Nada que não seja dócil e disciplinado presta, pois para governos tais, artistas são revolucionários que filmam um mundo impossível, instigando o aparato moralizante da censura. O rigor também lhes é útil, mas não o científico, gostam do rigor das queimadas e do extermínio. Tudo que é muito científico é pouco fiel à divindade encarnada no autocrata. Aos cientistas, o fogo do inferno do apagão de dados e de investimentos. Aos artistas, as chamas do esquecimento.

Ironia trágica que no mesmo dia da reabertura do Museu da Língua Portuguesa, após seis anos de reforma, a Cinemateca tenha sido tomada pelas chamas do descaso. O conjunto da obra é péssimo para um povo que ignora sua arte, cultura e história. Minadas estão as suas chances de um dia emancipar-se do anonimato.

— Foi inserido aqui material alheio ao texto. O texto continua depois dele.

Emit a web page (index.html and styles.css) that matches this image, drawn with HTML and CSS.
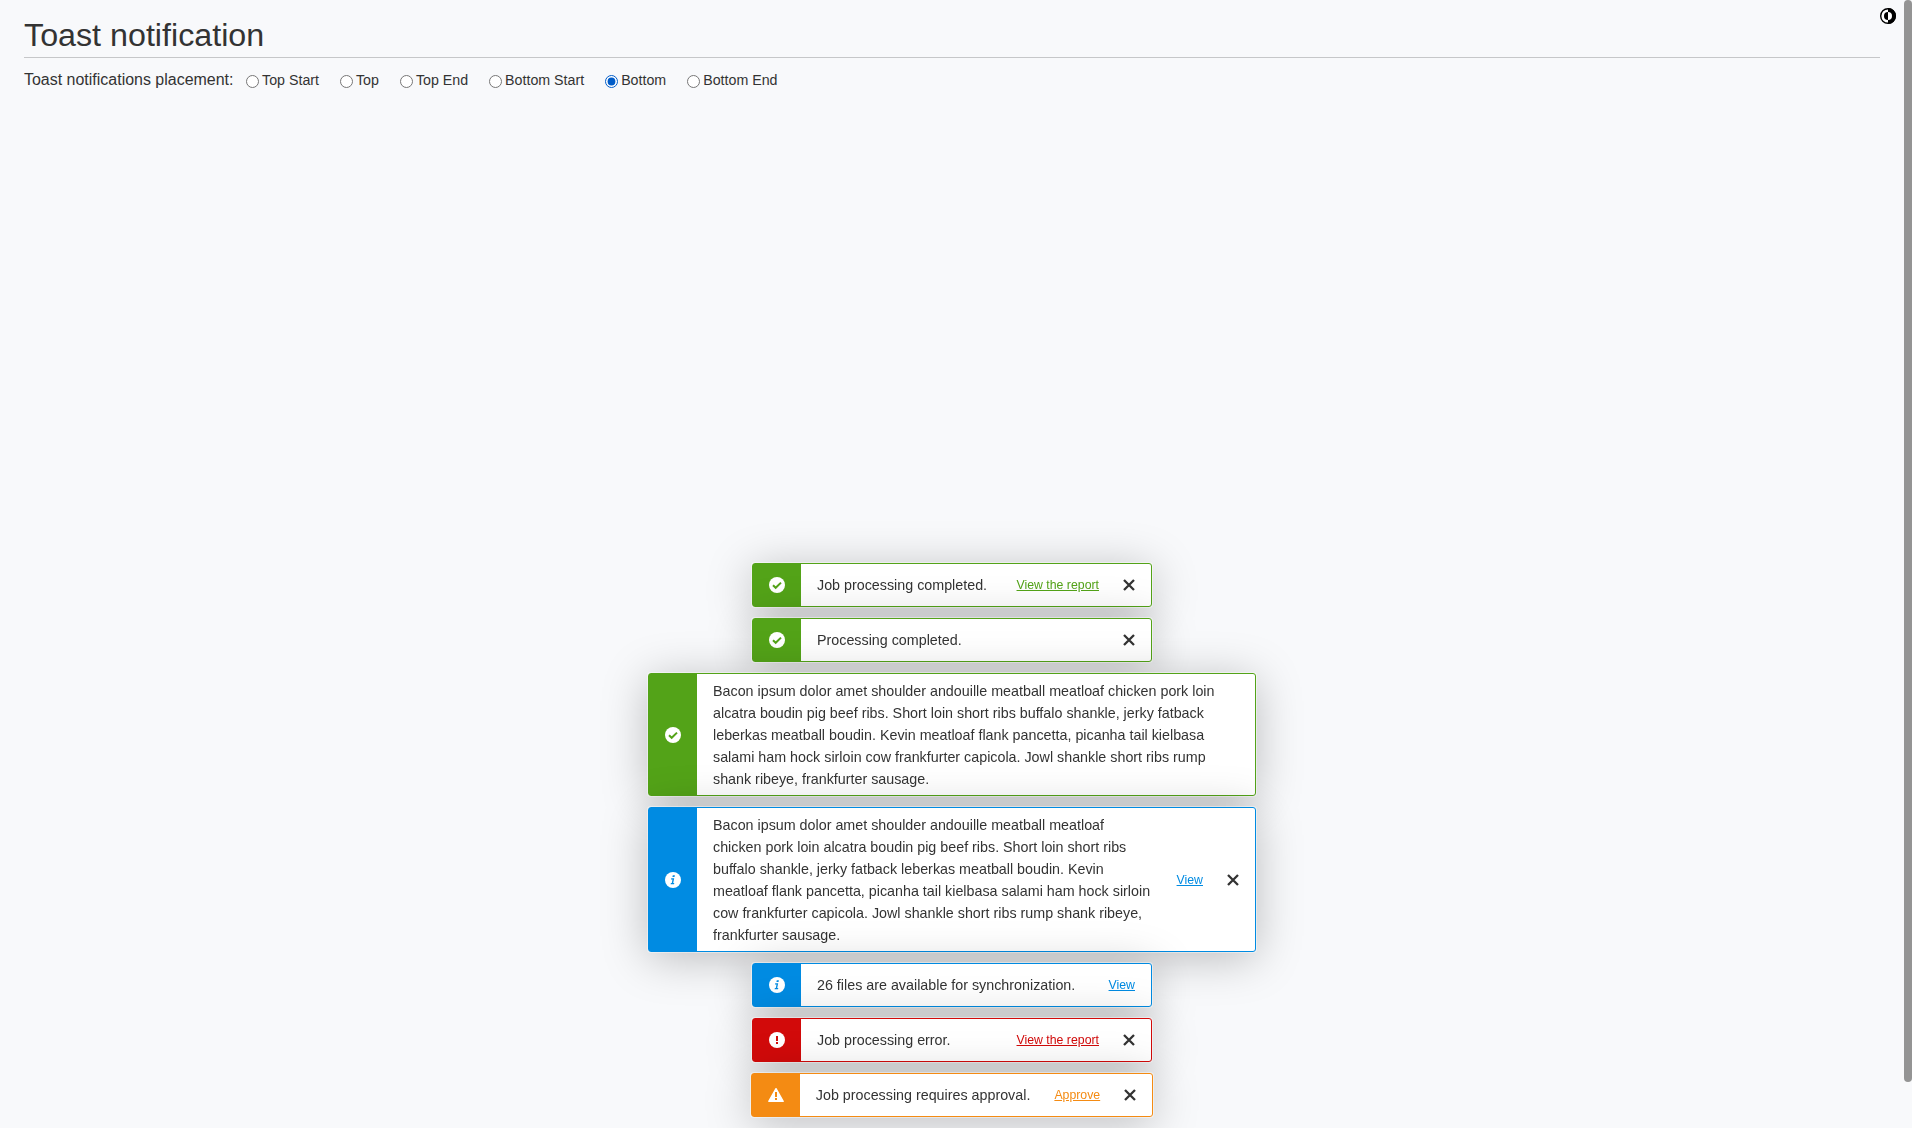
FILE: index.html
```html
<!DOCTYPE html>
<html lang="en">
<head>
<meta charset="utf-8">
<title>Toast notification</title>
<link rel="stylesheet" href="styles.css">
</head>
<body>
<svg class="symbols" aria-hidden="true">
  <symbol id="ok" viewBox="0 0 16 16"><circle cx="8" cy="8" r="8" fill="#fff"/><path d="M4 8.2l2.7 2.6L12 5.6" fill="none" stroke="currentColor" stroke-width="2"/></symbol>
  <symbol id="info" viewBox="0 0 16 16"><circle cx="8" cy="8" r="8" fill="#fff"/><path d="M7.8 3.2h2.1l-.4 1.9H7.4zM6.2 6.3h3l-1 4.7h1.1l-.3 1.2H5.6l.3-1.2h.9l.7-3.5H6z" fill="currentColor"/></symbol>
  <symbol id="error" viewBox="0 0 16 16"><circle cx="8" cy="8" r="8" fill="#fff"/><path d="M7 4h2v5H7zM7 10h2v2H7z" fill="currentColor"/></symbol>
  <symbol id="warning" viewBox="0 0 16 16"><path d="M8 1.7L15.2 14.3H.8z" fill="#fff" stroke="#fff" stroke-width="1.4" stroke-linejoin="round"/><path d="M7 5h2v5H7zM7 11h2v2H7z" fill="currentColor"/></symbol>
  <symbol id="close" viewBox="0 0 12 12"><path d="M1 1l10 10M11 1L1 11" fill="none" stroke="currentColor" stroke-width="2.3"/></symbol>
</svg>
<main class="page">
  <h1 class="title">Toast notification</h1>
  <div class="placement">
    <span class="placement-label">Toast notifications placement:</span>
    <label class="option"><input type="radio" name="placement">Top Start</label>
    <label class="option"><input type="radio" name="placement">Top</label>
    <label class="option"><input type="radio" name="placement">Top End</label>
    <label class="option"><input type="radio" name="placement">Bottom Start</label>
    <label class="option"><input type="radio" name="placement" checked>Bottom</label>
    <label class="option"><input type="radio" name="placement">Bottom End</label>
  </div>
</main>
<button class="theme" aria-label="Theme"><svg width="16" height="16" viewBox="0 0 16 16"><circle cx="8" cy="8" r="7.3" fill="#fff" stroke="#000" stroke-width="1.4"/><path d="M8 0a8 8 0 0 1 0 16v-4a4 4 0 0 0 0-8z"/><path d="M8 4a4 4 0 0 0 0 8z"/></svg></button>
<div class="scrollbar"></div>
<section class="toasts">
  <div class="toast success"><div class="badge"><svg><use href="#ok"/></svg></div><p class="text">Job processing completed.</p><a class="link">View the report</a><svg class="close"><use href="#close"/></svg></div>
  <div class="toast success"><div class="badge"><svg><use href="#ok"/></svg></div><p class="text">Processing completed.</p><svg class="close"><use href="#close"/></svg></div>
  <div class="toast success"><div class="badge"><svg><use href="#ok"/></svg></div><p class="text">Bacon ipsum dolor amet shoulder andouille meatball meatloaf chicken pork loin alcatra boudin pig beef ribs. Short loin short ribs buffalo shankle, jerky fatback leberkas meatball boudin. Kevin meatloaf flank pancetta, picanha tail kielbasa salami ham hock sirloin cow frankfurter capicola. Jowl shankle short ribs rump shank ribeye, frankfurter sausage.</p></div>
  <div class="toast info"><div class="badge"><svg><use href="#info"/></svg></div><p class="text">Bacon ipsum dolor amet shoulder andouille meatball meatloaf chicken pork loin alcatra boudin pig beef ribs. Short loin short ribs buffalo shankle, jerky fatback leberkas meatball boudin. Kevin meatloaf flank pancetta, picanha tail kielbasa salami ham hock sirloin cow frankfurter capicola. Jowl shankle short ribs rump shank ribeye, frankfurter sausage.</p><a class="link">View</a><svg class="close"><use href="#close"/></svg></div>
  <div class="toast info"><div class="badge"><svg><use href="#info"/></svg></div><p class="text">26 files are available for synchronization.</p><a class="link">View</a></div>
  <div class="toast error"><div class="badge"><svg><use href="#error"/></svg></div><p class="text">Job processing error.</p><a class="link">View the report</a><svg class="close"><use href="#close"/></svg></div>
  <div class="toast warning"><div class="badge"><svg><use href="#warning"/></svg></div><p class="text">Job processing requires approval.</p><a class="link">Approve</a><svg class="close"><use href="#close"/></svg></div>
</section>
</body>
</html>
```
FILE: styles.css
```css
* { box-sizing: border-box; }
html, body { height: 100%; overflow: hidden; }
body {
  margin: 0;
  background: #f8f9fb;
  color: #333;
  font-family: "Liberation Sans", Arial, sans-serif;
}
.symbols { position: absolute; width: 0; height: 0; }
.page { padding: 13px 32px 0 24px; }
.title {
  margin: 0;
  height: 45px;
  border-bottom: 1px solid #c6c7c9;
  font-size: 32.25px;
  font-weight: 400;
  line-height: 44px;
}
.placement { display: flex; align-items: center; margin-top: 11px; height: 22px; font-size: 14.22px; }
.placement-label { margin-right: 12.6px; font-size: 15.97px; }
.option { display: flex; align-items: center; margin-right: 21px; }
.option input { margin: 3px 3px 0 0; width: 13px; height: 13px; accent-color: #005cc8; }
.theme { position: absolute; top: 8px; right: 16px; padding: 0; border: 0; background: none; line-height: 0; }
.scrollbar { position: absolute; top: 0; right: 0; width: 8px; height: 1082px; border-radius: 4px; background: #949494; }
.toasts {
  position: fixed;
  right: 8px;
  bottom: 11px;
  left: 0;
  display: flex;
  flex-direction: column;
  align-items: center;
  gap: 11px;
}
.toast {
  position: relative;
  display: flex;
  align-items: center;
  flex: none;
  min-width: 400px;
  max-width: 608px;
  min-height: 44px;
  padding-right: 16px;
  border: 1px solid var(--tone);
  border-radius: 3px;
  background: #fff;
  box-shadow: 0 0 0 1px rgba(255, 255, 255, .4), 0 6px 46px rgba(0, 0, 0, .25);
}
.success { --tone: #53a318; }
.info { --tone: #008be2; }
.error { --tone: #d20a0a; }
.warning { --tone: #f48b13; }
.badge {
  display: flex;
  align-self: stretch;
  align-items: center;
  justify-content: center;
  flex: none;
  width: 48px;
  background: var(--tone);
  color: var(--tone);
}
.badge svg { width: 16px; height: 16px; }
.text { flex: 1; margin: 0; padding: 5.5px 0 5.5px 16px; font-size: 14.31px; line-height: 22px; }
.link { flex: none; margin-left: 24px; color: var(--tone); font-size: 12.3px; line-height: 16px; text-decoration: underline; }
.close { flex: none; width: 12px; height: 12px; margin-left: 24px; color: #333; }
```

Após o fim da Segunda Guerra, os alemães optaram por preservar as estruturas dos campos de concentração como símbolos do que um coletivo desinformado é capaz de fazer. Talvez seja essa uma boa saída para as tragédias anunciadas do Brasil. Ao invés de revitalizar tudo o que restou, deixar bem à vista de todos os destroços e as cinzas. Reservar uma ala de museu queimado pela negligência e expor um acervo de filmes destroçados pelo descaso.

Danos à cultura são irreversíveis, porque causam uma fratura indelével no constructo da memória coletiva. Não foi apenas um punhado de coisas velhas queimando na Cinemateca, mas incinerada a história do nosso audiovisual. Cremamos a nós mesmos, quando esquecemos do patrimônio cultural do Brasil. Tragédias anunciadas desembocam em memórias renunciadas.

Este texto não traduz, necessariamente, a opinião de A Gazeta.